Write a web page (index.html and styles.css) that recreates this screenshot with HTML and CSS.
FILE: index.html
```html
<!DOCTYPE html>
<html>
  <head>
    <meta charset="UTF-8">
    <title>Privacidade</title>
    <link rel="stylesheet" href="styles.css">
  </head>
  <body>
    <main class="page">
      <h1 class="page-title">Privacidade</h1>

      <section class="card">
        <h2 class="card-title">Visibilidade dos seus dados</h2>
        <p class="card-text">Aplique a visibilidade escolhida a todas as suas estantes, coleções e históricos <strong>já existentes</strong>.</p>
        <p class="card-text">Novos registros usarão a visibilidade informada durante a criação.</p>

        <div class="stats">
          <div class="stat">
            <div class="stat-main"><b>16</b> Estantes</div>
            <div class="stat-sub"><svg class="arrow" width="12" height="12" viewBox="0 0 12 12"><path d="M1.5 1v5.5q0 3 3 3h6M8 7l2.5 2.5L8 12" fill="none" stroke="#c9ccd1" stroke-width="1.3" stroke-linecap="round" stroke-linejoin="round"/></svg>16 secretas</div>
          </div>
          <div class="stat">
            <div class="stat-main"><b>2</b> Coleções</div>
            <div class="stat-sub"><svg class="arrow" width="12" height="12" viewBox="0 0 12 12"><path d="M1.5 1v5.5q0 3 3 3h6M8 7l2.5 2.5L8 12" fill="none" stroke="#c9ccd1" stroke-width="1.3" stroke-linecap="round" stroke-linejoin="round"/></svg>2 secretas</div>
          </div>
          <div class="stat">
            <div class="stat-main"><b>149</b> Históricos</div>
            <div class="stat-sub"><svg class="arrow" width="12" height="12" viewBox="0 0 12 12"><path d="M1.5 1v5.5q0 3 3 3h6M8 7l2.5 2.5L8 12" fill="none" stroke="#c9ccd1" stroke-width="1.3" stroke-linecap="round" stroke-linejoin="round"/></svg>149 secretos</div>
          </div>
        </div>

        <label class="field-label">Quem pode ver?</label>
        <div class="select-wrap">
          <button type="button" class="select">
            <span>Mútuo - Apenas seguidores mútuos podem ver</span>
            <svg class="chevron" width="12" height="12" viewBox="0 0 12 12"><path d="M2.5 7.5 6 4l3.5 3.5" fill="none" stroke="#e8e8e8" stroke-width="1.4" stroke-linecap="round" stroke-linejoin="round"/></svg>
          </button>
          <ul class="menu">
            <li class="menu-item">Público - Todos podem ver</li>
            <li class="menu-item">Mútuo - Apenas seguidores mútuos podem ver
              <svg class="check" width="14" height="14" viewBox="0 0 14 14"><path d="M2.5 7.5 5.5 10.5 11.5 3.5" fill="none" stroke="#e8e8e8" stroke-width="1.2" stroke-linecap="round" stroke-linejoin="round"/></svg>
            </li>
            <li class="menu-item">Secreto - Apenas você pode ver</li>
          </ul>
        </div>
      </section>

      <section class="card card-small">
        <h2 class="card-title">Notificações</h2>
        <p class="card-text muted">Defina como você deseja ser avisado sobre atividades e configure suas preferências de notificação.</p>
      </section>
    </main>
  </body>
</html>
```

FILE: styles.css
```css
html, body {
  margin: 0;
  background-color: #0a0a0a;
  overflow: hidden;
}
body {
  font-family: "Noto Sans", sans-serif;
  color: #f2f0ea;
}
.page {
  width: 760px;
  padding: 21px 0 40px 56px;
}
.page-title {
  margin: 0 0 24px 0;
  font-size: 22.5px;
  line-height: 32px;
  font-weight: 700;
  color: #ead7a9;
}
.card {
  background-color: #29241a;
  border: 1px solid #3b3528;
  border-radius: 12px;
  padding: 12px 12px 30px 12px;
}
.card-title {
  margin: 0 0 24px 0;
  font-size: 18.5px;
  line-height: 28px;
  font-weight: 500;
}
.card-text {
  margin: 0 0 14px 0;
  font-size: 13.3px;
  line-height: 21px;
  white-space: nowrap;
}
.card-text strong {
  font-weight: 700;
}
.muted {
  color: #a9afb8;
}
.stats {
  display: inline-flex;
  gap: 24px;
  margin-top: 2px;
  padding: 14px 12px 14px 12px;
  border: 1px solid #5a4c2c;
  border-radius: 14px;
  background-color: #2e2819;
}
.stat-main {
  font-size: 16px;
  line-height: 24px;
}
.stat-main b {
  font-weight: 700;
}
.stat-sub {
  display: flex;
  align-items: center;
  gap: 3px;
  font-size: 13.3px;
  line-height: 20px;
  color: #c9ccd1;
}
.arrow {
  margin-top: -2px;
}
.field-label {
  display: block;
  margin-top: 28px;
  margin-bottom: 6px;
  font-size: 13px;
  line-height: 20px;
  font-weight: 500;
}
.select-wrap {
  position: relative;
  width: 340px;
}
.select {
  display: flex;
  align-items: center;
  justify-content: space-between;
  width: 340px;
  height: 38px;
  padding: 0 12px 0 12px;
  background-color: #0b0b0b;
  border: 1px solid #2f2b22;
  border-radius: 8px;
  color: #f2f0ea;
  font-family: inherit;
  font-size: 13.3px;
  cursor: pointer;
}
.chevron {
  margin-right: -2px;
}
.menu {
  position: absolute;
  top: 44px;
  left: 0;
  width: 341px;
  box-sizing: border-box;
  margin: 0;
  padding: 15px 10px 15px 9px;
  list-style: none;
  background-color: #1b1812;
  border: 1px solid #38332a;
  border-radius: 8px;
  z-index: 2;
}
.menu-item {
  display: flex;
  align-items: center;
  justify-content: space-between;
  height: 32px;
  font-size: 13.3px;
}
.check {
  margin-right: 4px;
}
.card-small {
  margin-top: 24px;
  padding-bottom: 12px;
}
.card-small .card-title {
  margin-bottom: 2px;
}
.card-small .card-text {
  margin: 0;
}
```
_____
• **WORK INSTRUCTIONS**:
Each line of the material above needs to be quoted exactly, please.

• **WRITTEN ANSWER**:
Write a web page (index.html and styles.css) that recreates this screenshot with HTML and CSS.
FILE: index.html
```html
<!DOCTYPE html>
<html>
  <head>
    <meta charset="UTF-8">
    <title>Privacidade</title>
    <link rel="stylesheet" href="styles.css">
  </head>
  <body>
    <main class="page">
      <h1 class="page-title">Privacidade</h1>

      <section class="card">
        <h2 class="card-title">Visibilidade dos seus dados</h2>
        <p class="card-text">Aplique a visibilidade escolhida a todas as suas estantes, coleções e históricos <strong>já existentes</strong>.</p>
        <p class="card-text">Novos registros usarão a visibilidade informada durante a criação.</p>

        <div class="stats">
          <div class="stat">
            <div class="stat-main"><b>16</b> Estantes</div>
            <div class="stat-sub"><svg class="arrow" width="12" height="12" viewBox="0 0 12 12"><path d="M1.5 1v5.5q0 3 3 3h6M8 7l2.5 2.5L8 12" fill="none" stroke="#c9ccd1" stroke-width="1.3" stroke-linecap="round" stroke-linejoin="round"/></svg>16 secretas</div>
          </div>
          <div class="stat">
            <div class="stat-main"><b>2</b> Coleções</div>
            <div class="stat-sub"><svg class="arrow" width="12" height="12" viewBox="0 0 12 12"><path d="M1.5 1v5.5q0 3 3 3h6M8 7l2.5 2.5L8 12" fill="none" stroke="#c9ccd1" stroke-width="1.3" stroke-linecap="round" stroke-linejoin="round"/></svg>2 secretas</div>
          </div>
          <div class="stat">
            <div class="stat-main"><b>149</b> Históricos</div>
            <div class="stat-sub"><svg class="arrow" width="12" height="12" viewBox="0 0 12 12"><path d="M1.5 1v5.5q0 3 3 3h6M8 7l2.5 2.5L8 12" fill="none" stroke="#c9ccd1" stroke-width="1.3" stroke-linecap="round" stroke-linejoin="round"/></svg>149 secretos</div>
          </div>
        </div>

        <label class="field-label">Quem pode ver?</label>
        <div class="select-wrap">
          <button type="button" class="select">
            <span>Mútuo - Apenas seguidores mútuos podem ver</span>
            <svg class="chevron" width="12" height="12" viewBox="0 0 12 12"><path d="M2.5 7.5 6 4l3.5 3.5" fill="none" stroke="#e8e8e8" stroke-width="1.4" stroke-linecap="round" stroke-linejoin="round"/></svg>
          </button>
          <ul class="menu">
            <li class="menu-item">Público - Todos podem ver</li>
            <li class="menu-item">Mútuo - Apenas seguidores mútuos podem ver
              <svg class="check" width="14" height="14" viewBox="0 0 14 14"><path d="M2.5 7.5 5.5 10.5 11.5 3.5" fill="none" stroke="#e8e8e8" stroke-width="1.2" stroke-linecap="round" stroke-linejoin="round"/></svg>
            </li>
            <li class="menu-item">Secreto - Apenas você pode ver</li>
          </ul>
        </div>
      </section>

      <section class="card card-small">
        <h2 class="card-title">Notificações</h2>
        <p class="card-text muted">Defina como você deseja ser avisado sobre atividades e configure suas preferências de notificação.</p>
      </section>
    </main>
  </body>
</html>
```

FILE: styles.css
```css
html, body {
  margin: 0;
  background-color: #0a0a0a;
  overflow: hidden;
}
body {
  font-family: "Noto Sans", sans-serif;
  color: #f2f0ea;
}
.page {
  width: 760px;
  padding: 21px 0 40px 56px;
}
.page-title {
  margin: 0 0 24px 0;
  font-size: 22.5px;
  line-height: 32px;
  font-weight: 700;
  color: #ead7a9;
}
.card {
  background-color: #29241a;
  border: 1px solid #3b3528;
  border-radius: 12px;
  padding: 12px 12px 30px 12px;
}
.card-title {
  margin: 0 0 24px 0;
  font-size: 18.5px;
  line-height: 28px;
  font-weight: 500;
}
.card-text {
  margin: 0 0 14px 0;
  font-size: 13.3px;
  line-height: 21px;
  white-space: nowrap;
}
.card-text strong {
  font-weight: 700;
}
.muted {
  color: #a9afb8;
}
.stats {
  display: inline-flex;
  gap: 24px;
  margin-top: 2px;
  padding: 14px 12px 14px 12px;
  border: 1px solid #5a4c2c;
  border-radius: 14px;
  background-color: #2e2819;
}
.stat-main {
  font-size: 16px;
  line-height: 24px;
}
.stat-main b {
  font-weight: 700;
}
.stat-sub {
  display: flex;
  align-items: center;
  gap: 3px;
  font-size: 13.3px;
  line-height: 20px;
  color: #c9ccd1;
}
.arrow {
  margin-top: -2px;
}
.field-label {
  display: block;
  margin-top: 28px;
  margin-bottom: 6px;
  font-size: 13px;
  line-height: 20px;
  font-weight: 500;
}
.select-wrap {
  position: relative;
  width: 340px;
}
.select {
  display: flex;
  align-items: center;
  justify-content: space-between;
  width: 340px;
  height: 38px;
  padding: 0 12px 0 12px;
  background-color: #0b0b0b;
  border: 1px solid #2f2b22;
  border-radius: 8px;
  color: #f2f0ea;
  font-family: inherit;
  font-size: 13.3px;
  cursor: pointer;
}
.chevron {
  margin-right: -2px;
}
.menu {
  position: absolute;
  top: 44px;
  left: 0;
  width: 341px;
  box-sizing: border-box;
  margin: 0;
  padding: 15px 10px 15px 9px;
  list-style: none;
  background-color: #1b1812;
  border: 1px solid #38332a;
  border-radius: 8px;
  z-index: 2;
}
.menu-item {
  display: flex;
  align-items: center;
  justify-content: space-between;
  height: 32px;
  font-size: 13.3px;
}
.check {
  margin-right: 4px;
}
.card-small {
  margin-top: 24px;
  padding-bottom: 12px;
}
.card-small .card-title {
  margin-bottom: 2px;
}
.card-small .card-text {
  margin: 0;
}
```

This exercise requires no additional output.